I do, but after 30 years I wonder why because I’ve never actually had this problem. I’ve never had any transaction fail to post properly to my checking account. I have had a handful of issues with credit cards, however, and watch those statements like a hawk.
In this case, the receipt is useful. But these are newer ATMS and not terribly common in many locations.
I check my bank transactions twice a day, or more. I figured in the age of having the internet, if you’re reconciling against mailed bank statements, your calculator may as well have a pull-arm. We’re in the 3rd Millenium, paper is so 2nd Millenium.
I keep all my ATM receipts and check them off against the monthly statement.
Having been the guy at the bank who helps you out when there is a mechanical failure to dispense currency after your withdrawal has been authorized by your bank, my answer to your second question is yes.

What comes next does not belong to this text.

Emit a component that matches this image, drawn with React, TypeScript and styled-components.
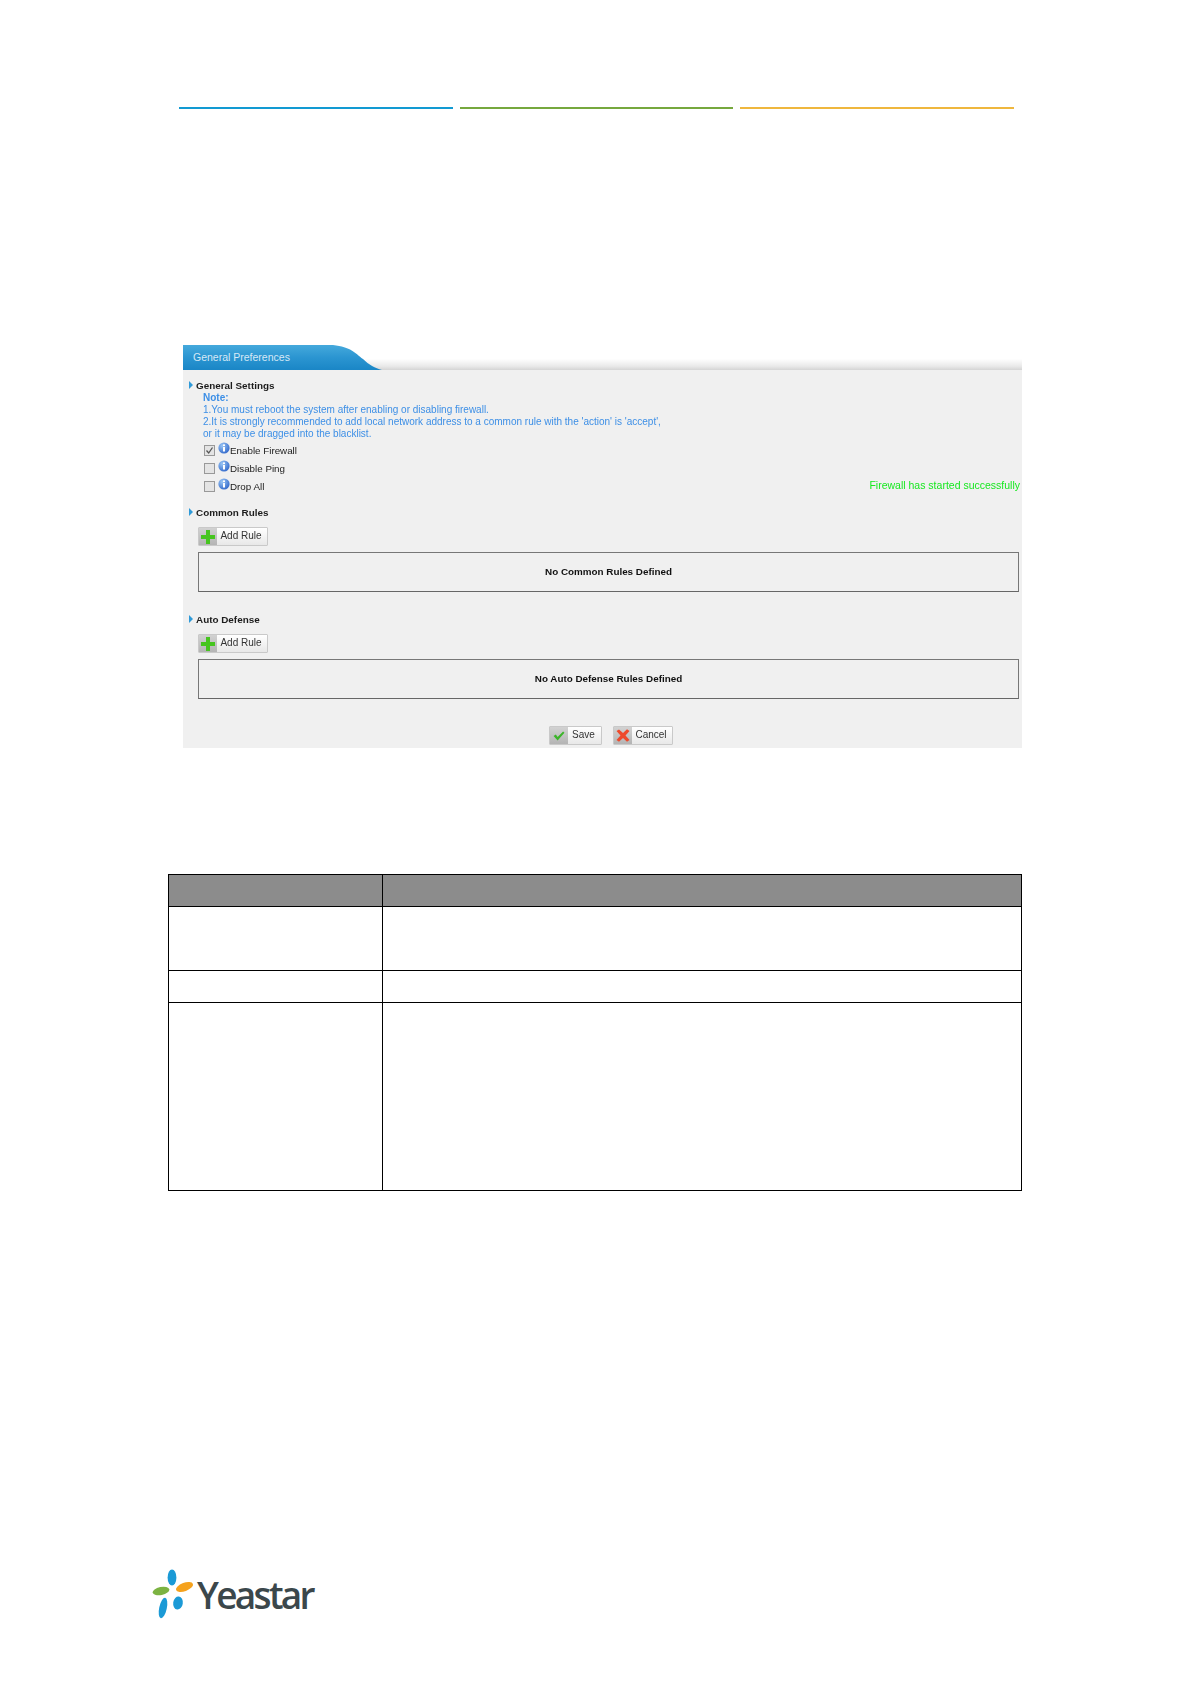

Your ATM receipt has both the terminal ID# for the ATM in question and the serial # of your transaction.
This can easily save your banker a substantial amount of time as he or she inspects records of your transaction on the bank’s end. That helps you get straightened out more quickly than it might otherwise.
That being said, I doubt it will change your outcome, but it may save you minutes or hours of your time, and potentially get your money credit to you TODAY rather than tomorrow.
There’s a little-known fact that banks are required to give you a provisional credit while they investigate your claim in this matter.
A second aside:
I can’t disclose exact numbers, but:
If you’re an average consumer your odds of experiencing a dispense fault that
- results in a charge to your account but
- no money or an inadequate amount of money being dispensed
are low enough that you would have to live multiple lifetimes to experience a single event.
That being said, if you’re like one of my friends, you’ve had this happen 3 times at the same ATM next to your house.